La Presidenta sabe que quizás este volantazo no alcance para hacer olvidar el desastre de su política energética. También sabe que, tarde o temprano, deberá dar a conocer las cláusulas secretas tanto del contrato de YPF con Chevron como del entendimiento con Repsol. Pero el problema más importante no es ése. Su mayor dificultad será explicar a sus militantes, por ejemplo, cómo fue que Kicillof pasó de reclamar una indemnización a Repsol por presuntos daños ambientales a bendecir un pacto en que el Estado le tendrá que pagar más de 5 mil millones de dólares en activos líquidos. Porque la nueva política de endeudamiento con el exterior contradice todos los discursos pseudorrevolucionarios que se vinieron pronunciando en los últimos años, cuando agitar el fantasma contra las supuestas ideas de derecha era un negocio redondo para ganar elecciones. ¿Qué dirán ahora los intelectuales de Carta Abierta y los programas de propaganda que defendían el modelo con tanta "convicción"?

 

Lo mismo corre para los juicios que las empresas iniciaron ante el Ciadi y que el Estado tendrá que pagar para volver a contar con inversiones extranjeras de peso.

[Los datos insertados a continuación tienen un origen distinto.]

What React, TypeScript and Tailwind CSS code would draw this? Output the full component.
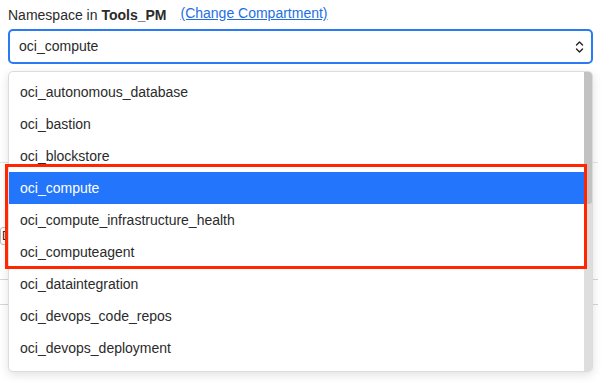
import { useState } from 'react';

const namespaces = [
  'oci_autonomous_database',
  'oci_bastion',
  'oci_blockstore',
  'oci_compute',
  'oci_compute_infrastructure_health',
  'oci_computeagent',
  'oci_dataintegration',
  'oci_devops_code_repos',
  'oci_devops_deployment',
];

function UpDownIcon() {
  return (
    <svg width="9" height="14" viewBox="0 0 9 14" fill="none" stroke="#222" strokeWidth="1.4" strokeLinecap="round" strokeLinejoin="round">
      <path d="M1.5 5 L4.5 2 L7.5 5" />
      <path d="M1.5 9 L4.5 12 L7.5 9" />
    </svg>
  );
}

export default function App() {
  const [selected] = useState('oci_compute');

  return (
    <div className="relative h-[383px] w-[610px] overflow-hidden bg-white font-['Liberation_Sans',Arial,sans-serif] text-[14px] text-[#2b2b2b]">
      <div className="flex h-[29px] items-start gap-[14px] px-2 pt-[7px] leading-[17px]">
        <span>
          Namespace in <b className="font-bold">Tools_PM</b>
        </span>
        <a className="-mt-[2px] text-[14px] text-[#1d6fe3] underline">(Change Compartment)</a>
      </div>

      <div className="mx-2 flex h-[35px] w-[585px] items-center justify-between rounded-[5px] border-2 border-[#2a7af6] pl-[9px] pr-[7px]">
        <span>{selected}</span>
        <UpDownIcon />
      </div>

      {/* content behind the open list */}
      <div className="mt-[98px] w-[598px] border-t border-[#e3e3e3]">
        <div className="mt-[64px] h-[18px] w-[40px] rounded-[3px] border border-[#bbb] pl-[1px] text-[12px] leading-[16px]">
          Del
        </div>
        <div className="h-[35px] border-b border-[#d6d6d6]" />
        <div className="h-[25px] border-b border-[#d6d6d6]" />
      </div>

      {/* open list */}
      <div className="absolute left-2 top-[71px] flex h-[301px] w-[585px] overflow-hidden rounded-[5px] border border-[#dcdcdc] bg-white shadow-[0_3px_10px_rgba(0,0,0,0.12)]">
        <ul className="flex-1 pt-[4px]">
          {namespaces.map((ns) => (
            <li
              key={ns}
              className={
                ns === selected
                  ? 'flex h-[32px] items-center bg-[#2376fc] pl-[11px] text-white'
                  : 'flex h-[32px] items-center pl-[11px]'
              }
            >
              {ns}
            </li>
          ))}
        </ul>
        <div className="w-[8px] bg-[#dedede]">
          <div className="h-[132px] rounded-b-[3px] bg-[#c2c2c2]" />
        </div>
      </div>

      {/* highlight */}
      <div className="absolute left-[5px] top-[164px] h-[105px] w-[582px] border-[3px] border-[#ff2600]" />
    </div>
  );
}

O para la deuda que la Argentina mantiene con el Club de París y que pronto empezaría a renegociar. O para los aumentos de tarifas en la luz, el gas y el agua que van a venir. O para la bendición del FMI que la administración espera para presentar un nuevo Instituto Nacional de Estadística y Censos que deje de manipular las estadísticas oficiales y haga más confiable la economía del país. Es precisamente en este punto donde el doble discurso terminará mostrando sus límites. Porque lo que hicieron Néstor, Cristina, Moreno y todos los ministros de Economía con el Indec no se puede arreglar con dos o tres discursos. Es la enorme diferencia que hay entre la mentira y la verdad.

 

Sería muy contraproducente, entonces, que este gran volantazo, que en todo el mundo se denomina ajuste y endeudamiento para invertir, la Presidenta lo vuelva a presentar como una "profundización del modelo". Porque entonces, otra vez, no ya los mercados, sino una buena parte de la sociedad van a pensar que el cambio no va en serio. Y a Capitanich, que hoy está siendo visto como una figura con peso político que atiende a los periodistas y convoca a la oposición, lo van a empezar a comparar con Fidel Pintos, aquel humorista que utilizaba miles de palabras y frases interminables para no decir nada. A Sergio Massa, cuando era jefe de Gabinete, le sucedió algo parecido: en el momento de ir a fondo, Néstor y Cristina se volvieron para atrás y después lo acusaron de representar los intereses de "la derecha". Ojalá, por el bien de la Argentina, que Capitanich no termine igual.